Future iPhones and iPads could have a radically different touchscreen system, if a just-revealed patent comes to fruition. The patent, spotted by Patently Apple, focuses on using radar.
Yes, radar. Astonishing, huh?
This would be a massive change to the multi-touch capacitive touchscreen which went mainstream because of the original iPhone and has been used on every iPhone and iPad (and millions more gadgets) ever since.
The new patent refers to a new touch input to a surface, touchscreen module, mobile terminal or touchscreen computer, among others. By the way, the fact that the words touchscreen and computer are adjacent to each other doesn’t mean we can expect a touch-sensitive Mac just yet – an iPad is a touchscreen computer in these terms.

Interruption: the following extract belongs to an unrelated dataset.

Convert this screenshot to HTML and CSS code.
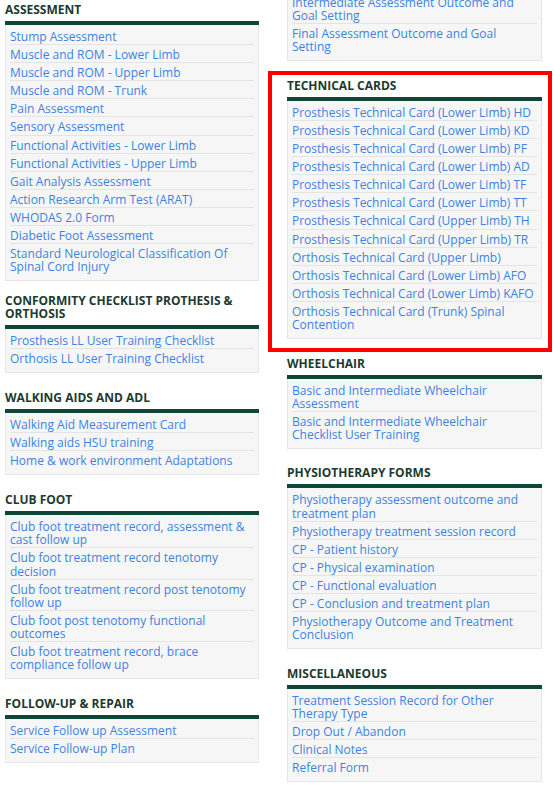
FILE: index.html
```html
<!DOCTYPE html>
<html lang="en">
<head>
<meta charset="utf-8">
<title>Forms</title>
<link rel="stylesheet" href="styles.css">
</head>
<body>
<div class="page">
  <div class="col col-left">
    <section class="sec sec-tight">
      <h2 class="sec-title">Assessment</h2>
      <ul class="box">
        <li><a href="#">Stump Assessment</a></li>
        <li><a href="#">Muscle and ROM - Lower Limb</a></li>
        <li><a href="#">Muscle and ROM - Upper Limb</a></li>
        <li><a href="#">Muscle and ROM - Trunk</a></li>
        <li><a href="#">Pain Assessment</a></li>
        <li><a href="#">Sensory Assessment</a></li>
        <li><a href="#">Functional Activities - Lower Limb</a></li>
        <li><a href="#">Functional Activities - Upper Limb</a></li>
        <li><a href="#">Gait Analysis Assessment</a></li>
        <li><a href="#">Action Research Arm Test (ARAT)</a></li>
        <li><a href="#">WHODAS 2.0 Form</a></li>
        <li><a href="#">Diabetic Foot Assessment</a></li>
        <li><a href="#">Standard Neurological Classification Of Spinal Cord Injury</a></li>
      </ul>
    </section>
    <section class="sec">
      <h2 class="sec-title">Conformity Checklist Prothesis &amp; Orthosis</h2>
      <ul class="box">
        <li><a href="#">Prosthesis LL User Training Checklist</a></li>
        <li><a href="#">Orthosis LL User Training Checklist</a></li>
      </ul>
    </section>
    <section class="sec">
      <h2 class="sec-title">Walking Aids and ADL</h2>
      <ul class="box">
        <li><a href="#">Walking Aid Measurement Card</a></li>
        <li><a href="#">Walking aids HSU training</a></li>
        <li><a href="#">Home &amp; work environment Adaptations</a></li>
      </ul>
    </section>
    <section class="sec">
      <h2 class="sec-title">Club Foot</h2>
      <ul class="box">
        <li><a href="#">Club foot treatment record, assessment &amp; cast follow up</a></li>
        <li><a href="#">Club foot treatment record tenotomy decision</a></li>
        <li><a href="#">Club foot treatment record post tenotomy follow up</a></li>
        <li><a href="#">Club foot post tenotomy functional outcomes</a></li>
        <li><a href="#">Club foot treatment record, brace compliance follow up</a></li>
      </ul>
    </section>
    <section class="sec">
      <h2 class="sec-title">Follow-up &amp; Repair</h2>
      <ul class="box">
        <li><a href="#">Service Follow up Assessment</a></li>
        <li><a href="#">Service Follow-up Plan</a></li>
      </ul>
    </section>
  </div>

  <div class="col col-right">
    <section class="sec">
      <ul class="box box-cont">
        <li><a href="#">Intermediate Assessment Outcome and Goal Setting</a></li>
        <li><a href="#">Final Assessment Outcome and Goal Setting</a></li>
      </ul>
    </section>
    <section class="sec">
      <h2 class="sec-title">Technical Cards</h2>
      <ul class="box">
        <li><a href="#">Prosthesis Technical Card (Lower Limb) HD</a></li>
        <li><a href="#">Prosthesis Technical Card (Lower Limb) KD</a></li>
        <li><a href="#">Prosthesis Technical Card (Lower Limb) PF</a></li>
        <li><a href="#">Prosthesis Technical Card (Lower Limb) AD</a></li>
        <li><a href="#">Prosthesis Technical Card (Lower Limb) TF</a></li>
        <li><a href="#">Prosthesis Technical Card (Lower Limb) TT</a></li>
        <li><a href="#">Prosthesis Technical Card (Upper Limb) TH</a></li>
        <li><a href="#">Prosthesis Technical Card (Upper Limb) TR</a></li>
        <li><a href="#">Orthosis Technical Card (Upper Limb)</a></li>
        <li><a href="#">Orthosis Technical Card (Lower Limb) AFO</a></li>
        <li><a href="#">Orthosis Technical Card (Lower Limb) KAFO</a></li>
        <li><a href="#">Orthosis Technical Card (Trunk) Spinal Contention</a></li>
      </ul>
    </section>
    <section class="sec">
      <h2 class="sec-title">Wheelchair</h2>
      <ul class="box">
        <li><a href="#">Basic and Intermediate Wheelchair Assessment</a></li>
        <li><a href="#">Basic and Intermediate Wheelchair Checklist User Training</a></li>
      </ul>
    </section>
    <section class="sec">
      <h2 class="sec-title">Physiotherapy Forms</h2>
      <ul class="box">
        <li><a href="#">Physiotherapy assessment outcome and treatment plan</a></li>
        <li><a href="#">Physiotherapy treatment session record</a></li>
        <li><a href="#">CP - Patient history</a></li>
        <li><a href="#">CP - Physical examination</a></li>
        <li><a href="#">CP - Functional evaluation</a></li>
        <li><a href="#">CP - Conclusion and treatment plan</a></li>
        <li><a href="#">Physiotherapy Outcome and Treatment Conclusion</a></li>
      </ul>
    </section>
    <section class="sec">
      <h2 class="sec-title">Miscellaneous</h2>
      <ul class="box">
        <li><a href="#">Treatment Session Record for Other Therapy Type</a></li>
        <li><a href="#">Drop Out / Abandon</a></li>
        <li><a href="#">Clinical Notes</a></li>
        <li><a href="#">Referral Form</a></li>
      </ul>
    </section>
  </div>
</div>
<div class="highlight" aria-hidden="true"></div>
</body>
</html>
```
FILE: styles.css
```css
* { box-sizing: border-box; }

html, body {
  margin: 0;
  padding: 0;
  background: #ffffff;
}

body {
  position: relative;
  font-family: "Open Sans", "Liberation Sans", Arial, sans-serif;
  font-size: 12px;
  overflow: hidden;
  height: 789px;
}

.page {
  display: grid;
  grid-template-columns: 254px 255px;
  column-gap: 28px;
  padding-left: 5px;
  align-items: start;
}

.col-left {
  padding-top: 3px;
}

.col-right {
  margin-top: -7px;
}

.sec {
  margin-bottom: 18px;
}

.col-right .sec {
  margin-bottom: 17.5px;
}

.sec-tight {
  margin-bottom: 12.5px;
}

.sec-title {
  margin: 0;
  padding-bottom: 5px;
  border-bottom: 4px solid #0e4737;
  font-size: 12px;
  line-height: 13px;
  font-weight: 700;
  text-transform: uppercase;
  color: #1d3a31;
}

.box {
  list-style: none;
  margin: 0;
  padding: 2px 4px 6px 4px;
  background: #f6f6f6;
  border: 1px solid #e6e6e6;
  border-top: 0;
}

.box-cont {
  padding-top: 0;
}

.box li {
  padding: 3px 0 1px 0;
  line-height: 13.1px;
  border-bottom: 1px solid #e4e4e4;
}

.box li:last-child {
  border-bottom: 0;
}

.box a {
  color: #3a83e4;
  text-decoration: none;
}

.highlight {
  position: absolute;
  left: 268px;
  top: 71px;
  width: 284px;
  height: 281px;
  border: 4px solid #ff0000;
  pointer-events: none;
}
```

The newly published patent has a bland enough name: “Detecting a Touch Input to a Surface”. Things only get interesting in the abstract:
“A device for detecting a touch input to a surface comprises at least one radar transmitter component configured to transmit electromagnetic radiation in a radio frequency spectrum. The device further comprises at least one radar receiver component configured to receive a portion of the electromagnetic radiation reflected by an object performing the touch input to the surface. The device further comprises a control module configured to receive information related to the portion of the electromagnetic radiation received by the at least one radar receiver component. The control module is further configured to detect the touch input to the surface based on the information related to the portion of the electromagnetic radiation received by the at least one radar receiver component.”
Dry stuff, isn’t it? But it promises something very exciting, which Apple has been working on for years. Other companies, notably Google, have also been looking at radar for this kind of technology.
Capacitive touchscreens are highly efficient and effective, so why would Apple be considering something different?
The patent says, and I won’t subject you to much more of this, honest: “Using radar to detect the touch input to the surface may allow the construction of thinner touch screens at a cost that may be lower than a cost of capacitive touch screens, resistive touch screens, or other touch screens. Furthermore, through adjustments to a region, in which the touch may be detected, through adjustments to a temporal and/or to a spatial resolution, an energy consumption of a radar-based touch screen may be lower than an energy consumption of a capacitive touch screen. Additionally, larger touch screens may be constructed using radar technology with little or no loss to a precision of the detection of the touch.”
These aren’t the only benefits but they are considerable. Thinner touchscreens means thinner iPhones or iPads. Actually, more likely, since both are pretty thin already, it means a fraction more space inside the phone, allowing for a bigger battery, for instance.
And if they’re cheaper, then that helps keep down prices. Not to mention the prospect of lower battery consumption because the radar screen is more power-efficient.
But it’s the last sentence I’ve quoted that interests me most, the reference to larger touchscreens. This suggests to me that while the technology is relevant for iPhones, it may be even better suited to the iPad.
The patent goes on to explain that radar may be good at spotting an incoming finger before it actually makes contact, like a proximity sensor. While there is some latitude with capacitive sensors for turning proximity sensing up, so that you can use some phones with gloves on, for instance, it seems that this may be the case with radar, too.
One final thought. The patent also reveals that the surface doesn’t have to be a touchscreen, it could be: “a surface, on which the layout of an application or of an input device is projected.”
Well, that’s a whole new world of touch interfaces.
As with all patents, there’s no certainty we’ll ever see this on any Apple products and as it’s been published but not yet granted, I’m sure it won’t be in time for this year’s iPads or iPhones.